◆ INFORMATION PROVIDED ◆

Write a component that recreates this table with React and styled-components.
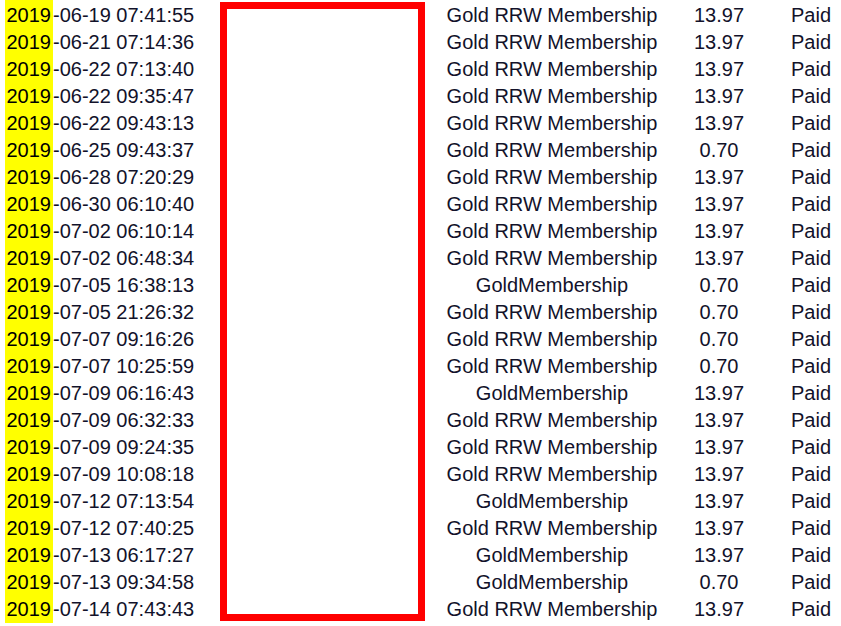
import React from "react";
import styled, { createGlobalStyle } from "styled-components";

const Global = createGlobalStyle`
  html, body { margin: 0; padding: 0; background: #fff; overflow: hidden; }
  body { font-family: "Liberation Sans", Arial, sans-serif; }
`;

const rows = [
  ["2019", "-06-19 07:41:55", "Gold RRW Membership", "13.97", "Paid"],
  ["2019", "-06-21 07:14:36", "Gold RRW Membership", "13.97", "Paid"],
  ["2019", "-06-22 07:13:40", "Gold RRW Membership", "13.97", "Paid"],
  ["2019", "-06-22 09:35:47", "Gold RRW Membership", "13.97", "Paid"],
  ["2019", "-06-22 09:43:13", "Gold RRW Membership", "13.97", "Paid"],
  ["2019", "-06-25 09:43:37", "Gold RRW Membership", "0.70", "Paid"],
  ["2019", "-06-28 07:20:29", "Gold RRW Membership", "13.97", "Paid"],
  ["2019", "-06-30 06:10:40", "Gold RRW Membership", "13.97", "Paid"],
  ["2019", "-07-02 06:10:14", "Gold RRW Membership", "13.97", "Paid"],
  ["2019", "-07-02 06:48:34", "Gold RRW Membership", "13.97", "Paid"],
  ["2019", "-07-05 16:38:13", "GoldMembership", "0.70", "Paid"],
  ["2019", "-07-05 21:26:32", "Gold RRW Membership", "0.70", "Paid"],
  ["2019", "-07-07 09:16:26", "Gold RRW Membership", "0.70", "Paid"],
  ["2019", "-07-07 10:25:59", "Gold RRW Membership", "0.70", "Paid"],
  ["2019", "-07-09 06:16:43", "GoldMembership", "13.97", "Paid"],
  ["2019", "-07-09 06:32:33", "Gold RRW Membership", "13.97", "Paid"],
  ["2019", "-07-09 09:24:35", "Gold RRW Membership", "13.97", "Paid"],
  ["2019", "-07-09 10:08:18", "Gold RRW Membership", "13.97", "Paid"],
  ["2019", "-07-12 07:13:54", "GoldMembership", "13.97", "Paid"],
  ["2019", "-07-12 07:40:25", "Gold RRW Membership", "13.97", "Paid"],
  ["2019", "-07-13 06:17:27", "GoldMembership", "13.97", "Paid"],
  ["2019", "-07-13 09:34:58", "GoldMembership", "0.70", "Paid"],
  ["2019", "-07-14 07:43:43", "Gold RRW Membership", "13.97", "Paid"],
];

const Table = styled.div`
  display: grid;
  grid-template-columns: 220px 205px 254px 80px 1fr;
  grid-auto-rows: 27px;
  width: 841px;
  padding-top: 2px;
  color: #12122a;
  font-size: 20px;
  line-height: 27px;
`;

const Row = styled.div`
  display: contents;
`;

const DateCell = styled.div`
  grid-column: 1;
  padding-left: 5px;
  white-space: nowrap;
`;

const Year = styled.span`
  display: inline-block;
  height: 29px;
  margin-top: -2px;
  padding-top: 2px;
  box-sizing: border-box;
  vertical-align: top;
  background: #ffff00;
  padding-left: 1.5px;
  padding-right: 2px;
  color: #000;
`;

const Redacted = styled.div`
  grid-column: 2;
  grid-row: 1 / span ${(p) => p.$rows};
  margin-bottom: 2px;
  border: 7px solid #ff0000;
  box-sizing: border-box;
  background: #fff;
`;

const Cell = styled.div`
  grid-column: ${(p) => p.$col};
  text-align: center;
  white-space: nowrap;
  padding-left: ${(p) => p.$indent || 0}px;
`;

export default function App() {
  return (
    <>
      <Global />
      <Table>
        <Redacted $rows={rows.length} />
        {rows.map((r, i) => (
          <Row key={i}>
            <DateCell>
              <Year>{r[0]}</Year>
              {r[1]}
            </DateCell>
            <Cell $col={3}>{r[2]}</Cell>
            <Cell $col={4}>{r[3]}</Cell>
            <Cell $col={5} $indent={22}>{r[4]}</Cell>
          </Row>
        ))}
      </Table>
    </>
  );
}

◆ GOAL OF THE EXERCISE ◆
Skip the pictures, then retype every line above exactly.

◆ FULL OUTPUT ◆
Write a component that recreates this table with React and styled-components.
import React from "react";
import styled, { createGlobalStyle } from "styled-components";

const Global = createGlobalStyle`
  html, body { margin: 0; padding: 0; background: #fff; overflow: hidden; }
  body { font-family: "Liberation Sans", Arial, sans-serif; }
`;

const rows = [
  ["2019", "-06-19 07:41:55", "Gold RRW Membership", "13.97", "Paid"],
  ["2019", "-06-21 07:14:36", "Gold RRW Membership", "13.97", "Paid"],
  ["2019", "-06-22 07:13:40", "Gold RRW Membership", "13.97", "Paid"],
  ["2019", "-06-22 09:35:47", "Gold RRW Membership", "13.97", "Paid"],
  ["2019", "-06-22 09:43:13", "Gold RRW Membership", "13.97", "Paid"],
  ["2019", "-06-25 09:43:37", "Gold RRW Membership", "0.70", "Paid"],
  ["2019", "-06-28 07:20:29", "Gold RRW Membership", "13.97", "Paid"],
  ["2019", "-06-30 06:10:40", "Gold RRW Membership", "13.97", "Paid"],
  ["2019", "-07-02 06:10:14", "Gold RRW Membership", "13.97", "Paid"],
  ["2019", "-07-02 06:48:34", "Gold RRW Membership", "13.97", "Paid"],
  ["2019", "-07-05 16:38:13", "GoldMembership", "0.70", "Paid"],
  ["2019", "-07-05 21:26:32", "Gold RRW Membership", "0.70", "Paid"],
  ["2019", "-07-07 09:16:26", "Gold RRW Membership", "0.70", "Paid"],
  ["2019", "-07-07 10:25:59", "Gold RRW Membership", "0.70", "Paid"],
  ["2019", "-07-09 06:16:43", "GoldMembership", "13.97", "Paid"],
  ["2019", "-07-09 06:32:33", "Gold RRW Membership", "13.97", "Paid"],
  ["2019", "-07-09 09:24:35", "Gold RRW Membership", "13.97", "Paid"],
  ["2019", "-07-09 10:08:18", "Gold RRW Membership", "13.97", "Paid"],
  ["2019", "-07-12 07:13:54", "GoldMembership", "13.97", "Paid"],
  ["2019", "-07-12 07:40:25", "Gold RRW Membership", "13.97", "Paid"],
  ["2019", "-07-13 06:17:27", "GoldMembership", "13.97", "Paid"],
  ["2019", "-07-13 09:34:58", "GoldMembership", "0.70", "Paid"],
  ["2019", "-07-14 07:43:43", "Gold RRW Membership", "13.97", "Paid"],
];

const Table = styled.div`
  display: grid;
  grid-template-columns: 220px 205px 254px 80px 1fr;
  grid-auto-rows: 27px;
  width: 841px;
  padding-top: 2px;
  color: #12122a;
  font-size: 20px;
  line-height: 27px;
`;

const Row = styled.div`
  display: contents;
`;

const DateCell = styled.div`
  grid-column: 1;
  padding-left: 5px;
  white-space: nowrap;
`;

const Year = styled.span`
  display: inline-block;
  height: 29px;
  margin-top: -2px;
  padding-top: 2px;
  box-sizing: border-box;
  vertical-align: top;
  background: #ffff00;
  padding-left: 1.5px;
  padding-right: 2px;
  color: #000;
`;

const Redacted = styled.div`
  grid-column: 2;
  grid-row: 1 / span ${(p) => p.$rows};
  margin-bottom: 2px;
  border: 7px solid #ff0000;
  box-sizing: border-box;
  background: #fff;
`;

const Cell = styled.div`
  grid-column: ${(p) => p.$col};
  text-align: center;
  white-space: nowrap;
  padding-left: ${(p) => p.$indent || 0}px;
`;

export default function App() {
  return (
    <>
      <Global />
      <Table>
        <Redacted $rows={rows.length} />
        {rows.map((r, i) => (
          <Row key={i}>
            <DateCell>
              <Year>{r[0]}</Year>
              {r[1]}
            </DateCell>
            <Cell $col={3}>{r[2]}</Cell>
            <Cell $col={4}>{r[3]}</Cell>
            <Cell $col={5} $indent={22}>{r[4]}</Cell>
          </Row>
        ))}
      </Table>
    </>
  );
}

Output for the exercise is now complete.